La Monarquía y sus enemigos
Ignacio Ruiz Quintano
Abc
El alfa y el omega de la Revolución francesa (golpe de Estado de junio del 89 y golpe de Estado de Brumario) es un cura, Sieyes, que a la caída de Robespierre maldice “a los hombres y a los pueblos que creen saber lo que quieren cuando no hacen más que querer”.
–¿Una República? –bichea Bonaparte–. ¡Qué idea! ¡Una República de treinta millones de hombres! ¿Dónde está la posibilidad? El pueblo francés necesita la gloria, la satisfacción de la vanidad.
En España, dos hombres pequeñitos, Pablemos y Garzón, dicen que el pueblo quiere la República. ¿Qué República? ¿La República extensa de Hume que inspiró a Hamilton la gran república americana? No, la República española, aquélla que cuando advino hizo protestar a Azaña en su chiscón: “Un mes más de encierro y terminaba la novela”.

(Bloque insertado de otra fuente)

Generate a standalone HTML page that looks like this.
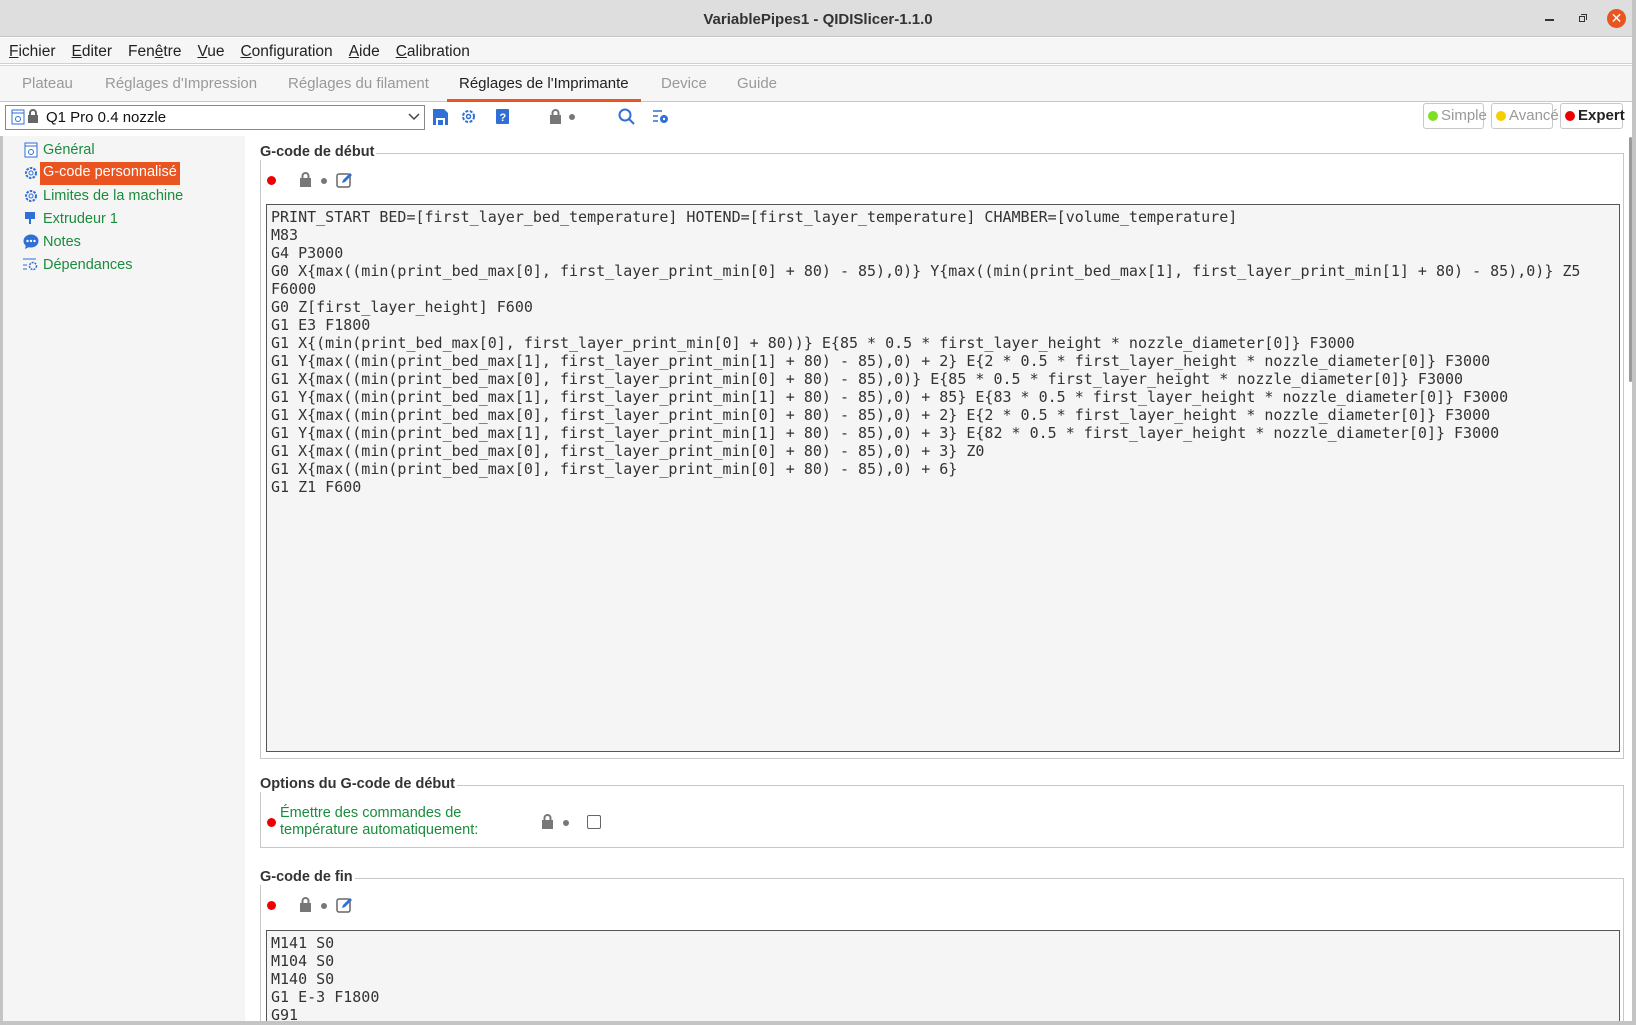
<!DOCTYPE html>
<html><head><meta charset="utf-8"><style>
*{margin:0;padding:0;box-sizing:border-box}
html,body{width:1636px;height:1025px;overflow:hidden}
body{position:relative;background:#fff;font-family:"Liberation Sans","DejaVu Sans",sans-serif;color:#222}
.a{position:absolute;white-space:nowrap}
.mono{font-family:"DejaVu Sans Mono","Liberation Mono",monospace;font-size:15px;line-height:18px;color:#333;white-space:pre}
.menu span{margin-right:16px}
.menu u{text-decoration:underline}
.tab{position:absolute;top:75px;font-size:15px;color:#999}
.side{font-size:14.5px;color:#1a8c3c}
.lbl{font-weight:bold;font-size:14.5px;color:#333;background:#fff;padding-right:2px}
.box{position:absolute;border:1px solid #c8c8c8}
.ta{position:absolute;background:#f5f5f5;border:1px solid #555}
.rdot{width:9px;height:9px;border-radius:50%;background:#e00;position:absolute}
.gdot{width:6px;height:6px;border-radius:50%;background:#777;position:absolute}
.mb{position:absolute;top:103px;height:26px;border:1px solid #c8c8c8;border-radius:3px;font-size:15px;padding-left:17px;line-height:24px;background:#fff}
.mb i{position:absolute;left:4px;top:7px;width:10px;height:10px;border-radius:50%}
</style></head><body>
<div class="a" style="left:0;top:0;width:1636px;height:37px;background:#dedede;border-bottom:1px solid #c4c4c4"></div>
<div class="a" style="left:0;top:11px;width:1636px;text-align:center;font-weight:bold;font-size:15px;color:#333">VariablePipes1 - QIDISlicer-1.1.0</div>
<div class="a" style="left:1545px;top:19px;width:9px;height:1.5px;background:#333"></div>
<div class="a" style="left:1579px;top:16px;width:6px;height:6px;border:1px solid #333"></div>
<div class="a" style="left:1581px;top:14px;width:6px;height:6px;border-top:1px solid #333;border-right:1px solid #333"></div>
<div class="a" style="left:1607px;top:9px;width:19px;height:19px;border-radius:50%;background:#e95420;color:#fff;font-size:14px;text-align:center;line-height:19px">✕</div>
<div class="a" style="left:0;top:38px;width:1636px;height:26px;background:#f6f6f6;border-bottom:1px solid #d0d0d0"></div>
<div class="a menu" style="left:9px;top:43px;font-size:15.5px;color:#222"><span><u>F</u>ichier</span><span><u>E</u>diter</span><span>Fen<u>ê</u>tre</span><span><u>V</u>ue</span><span><u>C</u>onfiguration</span><span><u>A</u>ide</span><span><u>C</u>alibration</span></div>
<div class="a" style="left:0;top:65px;width:1634px;height:37px;background:#f6f6f6;border-bottom:1px solid #c8c8c8;border-top:1px solid #d6d6d6"></div>
<div class="tab" style="left:22px">Plateau</div>
<div class="tab" style="left:105px">Réglages d'Impression</div>
<div class="tab" style="left:288px">Réglages du filament</div>
<div class="tab" style="left:459px;color:#222">Réglages de l'Imprimante</div>
<div class="a" style="left:447px;top:99px;width:194px;height:3px;background:#e95420"></div>
<div class="tab" style="left:661px">Device</div>
<div class="tab" style="left:737px">Guide</div>
<div class="a" style="left:1632px;top:0;width:4px;height:1025px;background:#c4c4c4"></div>
<div class="a" style="left:5px;top:105px;width:420px;height:25px;border:1px solid #888;background:#fff"></div>
<svg class="a" style="left:11px;top:109px" width="14" height="16"><rect x="1" y="1" width="12" height="14" fill="#fff" stroke="#2f6fd6"/><line x1="1" y1="4" x2="13" y2="4" stroke="#2f6fd6"/><circle cx="7" cy="10" r="2.5" fill="none" stroke="#2f6fd6"/></svg>
<svg class="a" style="left:27px;top:109px" width="12" height="15"><rect x="1" y="6" width="10" height="8" fill="#666"/><path d="M3 6V4a3 3 0 0 1 6 0v2" stroke="#666" stroke-width="2" fill="none"/></svg>
<div class="a" style="left:46px;top:109px;font-size:15px;color:#111">Q1 Pro 0.4 nozzle</div>
<svg class="a" style="left:408px;top:113px" width="12" height="8"><path d="M1 1l5 5 5-5" stroke="#444" stroke-width="1.5" fill="none"/></svg>
<svg class="a" style="left:433px;top:109px" width="15" height="16"><path d="M0 0h11l4 4v12H0z" fill="#2f6fd6"/><rect x="3" y="9" width="9" height="7" fill="#fff"/><rect x="5" y="11" width="5" height="5" fill="#2f6fd6"/></svg>
<svg class="a" style="left:461px;top:109px" width="15" height="15"><circle cx="7.5" cy="7.5" r="5.5" fill="none" stroke="#2f6fd6" stroke-width="2" stroke-dasharray="3 1.5"/><circle cx="7.5" cy="7.5" r="2" fill="none" stroke="#2f6fd6" stroke-width="1.5"/></svg>
<svg class="a" style="left:496px;top:109px" width="14" height="16"><rect x="0" y="0" width="13" height="15" rx="1" fill="#2f6fd6"/><text x="3.5" y="12" font-size="11" fill="#fff" font-family="Liberation Sans" font-weight="bold">?</text></svg>
<svg class="a" style="left:550px;top:109px" width="12" height="15"><rect x="0" y="6" width="11" height="9" fill="#777"/><path d="M2.5 6V4a3 3 0 0 1 6 0v2" stroke="#777" stroke-width="2" fill="none"/></svg>
<div class="gdot" style="left:569px;top:114px"></div>
<svg class="a" style="left:618px;top:108px" width="17" height="17"><circle cx="7" cy="7" r="5.5" fill="none" stroke="#2f6fd6" stroke-width="2"/><path d="M11 11l5 5" stroke="#2f6fd6" stroke-width="2"/></svg>
<svg class="a" style="left:653px;top:109px" width="16" height="15"><path d="M0 2h9M0 7h5M0 12h5" stroke="#2f6fd6" stroke-width="1.5"/><circle cx="11" cy="10" r="3.5" fill="#2f6fd6" stroke="#2f6fd6" stroke-width="1"/><circle cx="11" cy="10" r="1.2" fill="#fff"/></svg>
<div class="mb" style="left:1423px;width:61px;color:#999"><i style="background:#7ee026"></i>Simple</div>
<div class="mb" style="left:1491px;width:62px;color:#999"><i style="background:#f5d000"></i>Avancé</div>
<div class="mb" style="left:1560px;width:63px;color:#222;font-weight:bold"><i style="background:#e00"></i>Expert</div>
<div class="a" style="left:3px;top:136px;width:242px;height:885px;background:#f5f5f5"></div>
<div class="a" style="left:0;top:136px;width:3px;height:885px;background:#c4c4c4"></div>
<svg class="a" style="left:24px;top:142px" width="14" height="16"><rect x="1" y="1" width="12" height="14" fill="#fff" stroke="#2f6fd6"/><line x1="1" y1="4" x2="13" y2="4" stroke="#2f6fd6"/><circle cx="7" cy="10" r="2.5" fill="none" stroke="#2f6fd6"/></svg>
<div class="a side" style="left:43px;top:142px">Général</div>
<svg class="a" style="left:24px;top:166px" width="14" height="14"><circle cx="7" cy="7" r="5" fill="none" stroke="#2f6fd6" stroke-width="2" stroke-dasharray="2.5 1.2"/><circle cx="7" cy="7" r="2" fill="none" stroke="#2f6fd6"/></svg>
<div class="a side" style="left:40px;top:162px;background:#e95420;color:#fff;padding:2px 3px;height:23px">G-code personnalisé</div>
<svg class="a" style="left:24px;top:189px" width="14" height="14"><circle cx="7" cy="7" r="5" fill="none" stroke="#2f6fd6" stroke-width="2" stroke-dasharray="2.5 1.2"/><circle cx="7" cy="7" r="2" fill="none" stroke="#2f6fd6"/></svg>
<div class="a side" style="left:43px;top:188px">Limites de la machine</div>
<svg class="a" style="left:25px;top:212px" width="11" height="14"><rect x="0" y="0" width="10" height="7" fill="#2f6fd6"/><rect x="4" y="6" width="2" height="6" fill="#2f6fd6"/></svg>
<div class="a side" style="left:43px;top:211px">Extrudeur 1</div>
<svg class="a" style="left:23px;top:234px" width="16" height="15"><ellipse cx="8" cy="7" rx="7.5" ry="6.5" fill="#2f6fd6"/><path d="M3 11l-1 4 4-2z" fill="#2f6fd6"/><circle cx="4.5" cy="7" r="1.2" fill="#fff"/><circle cx="8" cy="7" r="1.2" fill="#fff"/><circle cx="11.5" cy="7" r="1.2" fill="#fff"/></svg>
<div class="a side" style="left:43px;top:234px">Notes</div>
<svg class="a" style="left:23px;top:258px" width="16" height="14"><path d="M0 1h13M0 7h4M0 11h4" stroke="#2f6fd6"/><circle cx="10" cy="8" r="3.5" fill="none" stroke="#2f6fd6" stroke-width="1.5" stroke-dasharray="2 1"/></svg>
<div class="a side" style="left:43px;top:257px">Dépendances</div>
<div class="box" style="left:260px;top:153px;width:1364px;height:606px"></div>
<div class="a lbl" style="left:260px;top:144px">G-code de début</div>
<div class="rdot" style="left:267px;top:176px"></div>
<svg class="a" style="left:300px;top:172px" width="12" height="15"><rect x="0" y="6" width="11" height="9" fill="#777"/><path d="M2.5 6V4a3 3 0 0 1 6 0v2" stroke="#777" stroke-width="2" fill="none"/></svg>
<div class="gdot" style="left:321px;top:178px"></div>
<svg class="a" style="left:336px;top:171px" width="17" height="17"><rect x="1" y="3" width="13" height="13" rx="2" fill="none" stroke="#666" stroke-width="1.5"/><path d="M6 12l1-3 7-7 2 2-7 7z" fill="#2f6fd6"/></svg>
<div class="ta" style="left:266px;top:204px;width:1354px;height:548px"></div>
<div class="a mono" style="left:271px;top:208px">PRINT_START BED=[first_layer_bed_temperature] HOTEND=[first_layer_temperature] CHAMBER=[volume_temperature]
M83
G4 P3000
G0 X{max((min(print_bed_max[0], first_layer_print_min[0] + 80) - 85),0)} Y{max((min(print_bed_max[1], first_layer_print_min[1] + 80) - 85),0)} Z5
F6000
G0 Z[first_layer_height] F600
G1 E3 F1800
G1 X{(min(print_bed_max[0], first_layer_print_min[0] + 80))} E{85 * 0.5 * first_layer_height * nozzle_diameter[0]} F3000
G1 Y{max((min(print_bed_max[1], first_layer_print_min[1] + 80) - 85),0) + 2} E{2 * 0.5 * first_layer_height * nozzle_diameter[0]} F3000
G1 X{max((min(print_bed_max[0], first_layer_print_min[0] + 80) - 85),0)} E{85 * 0.5 * first_layer_height * nozzle_diameter[0]} F3000
G1 Y{max((min(print_bed_max[1], first_layer_print_min[1] + 80) - 85),0) + 85} E{83 * 0.5 * first_layer_height * nozzle_diameter[0]} F3000
G1 X{max((min(print_bed_max[0], first_layer_print_min[0] + 80) - 85),0) + 2} E{2 * 0.5 * first_layer_height * nozzle_diameter[0]} F3000
G1 Y{max((min(print_bed_max[1], first_layer_print_min[1] + 80) - 85),0) + 3} E{82 * 0.5 * first_layer_height * nozzle_diameter[0]} F3000
G1 X{max((min(print_bed_max[0], first_layer_print_min[0] + 80) - 85),0) + 3} Z0
G1 X{max((min(print_bed_max[0], first_layer_print_min[0] + 80) - 85),0) + 6}
G1 Z1 F600</div>
<div class="a" style="left:1629px;top:137px;width:3px;height:245px;background:#9a9a9a;border-radius:2px"></div>
<div class="box" style="left:260px;top:785px;width:1364px;height:63px"></div>
<div class="a lbl" style="left:260px;top:776px">Options du G-code de début</div>
<div class="rdot" style="left:267px;top:818px"></div>
<div class="a side" style="left:280px;top:805px;line-height:17px">Émettre des commandes de<br>température automatiquement:</div>
<svg class="a" style="left:542px;top:814px" width="12" height="15"><rect x="0" y="6" width="11" height="9" fill="#777"/><path d="M2.5 6V4a3 3 0 0 1 6 0v2" stroke="#777" stroke-width="2" fill="none"/></svg>
<div class="gdot" style="left:563px;top:820px"></div>
<div class="a" style="left:587px;top:815px;width:14px;height:14px;border:1px solid #666;border-radius:2px;background:#fff"></div>
<div class="box" style="left:260px;top:878px;width:1364px;height:143px;border-bottom:none"></div>
<div class="a lbl" style="left:260px;top:869px">G-code de fin</div>
<div class="rdot" style="left:267px;top:901px"></div>
<svg class="a" style="left:300px;top:897px" width="12" height="15"><rect x="0" y="6" width="11" height="9" fill="#777"/><path d="M2.5 6V4a3 3 0 0 1 6 0v2" stroke="#777" stroke-width="2" fill="none"/></svg>
<div class="gdot" style="left:321px;top:903px"></div>
<svg class="a" style="left:336px;top:896px" width="17" height="17"><rect x="1" y="3" width="13" height="13" rx="2" fill="none" stroke="#666" stroke-width="1.5"/><path d="M6 12l1-3 7-7 2 2-7 7z" fill="#2f6fd6"/></svg>
<div class="ta" style="left:266px;top:930px;width:1354px;height:91px;border-bottom:none;overflow:hidden"></div>
<div class="a mono" style="left:271px;top:934px;height:87px;overflow:hidden">M141 S0
M104 S0
M140 S0
G1 E-3 F1800
G91</div>
<div class="a" style="left:0;top:1021px;width:1636px;height:4px;background:#c4c4c4"></div>
</body></html>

El argumento republicano de Pablemos y Garzón es que en la Monarquía parlamentaria el pueblo no vota al rey. Y en una República parlamentaria no vota al presidente, pero esto ellos no lo saben.
La democracia política es un taburete de tres patas: la representativa en la sociedad, la electiva en el gobierno y la divisoria en el poder estatal. Dando por bueno el sistema electoral, que es dar mucho, el taburete republicano tuvo sólo una pata, y coja, razón por la cual se pegó el batacazo. Fue una monarquía con botas, las de don Niceto, desalojado del sillón con la trapisonda de Azaña, que llamaba “petenera” al presidente, del artículo 81 de una Constitución que incumplía su única razón de ser, separar los poderes (artículo 16 de los Derechos del Hombre), haciendo indigna la obediencia política. Sin elección, directa y separada, del gobernante, el gobernado podrá engañarse y creer que se gobierna a sí mismo porque se identifica con el partido del gobierno, pero eso es como creer que Elvis está vivo, cosa que en España cree, o finge creer, todo el mundo.
En realidad, Pablemos aspira a mudarse de Galapagar al Palacio de Oriente, cuyo último inquilino, por cierto, fue Azaña.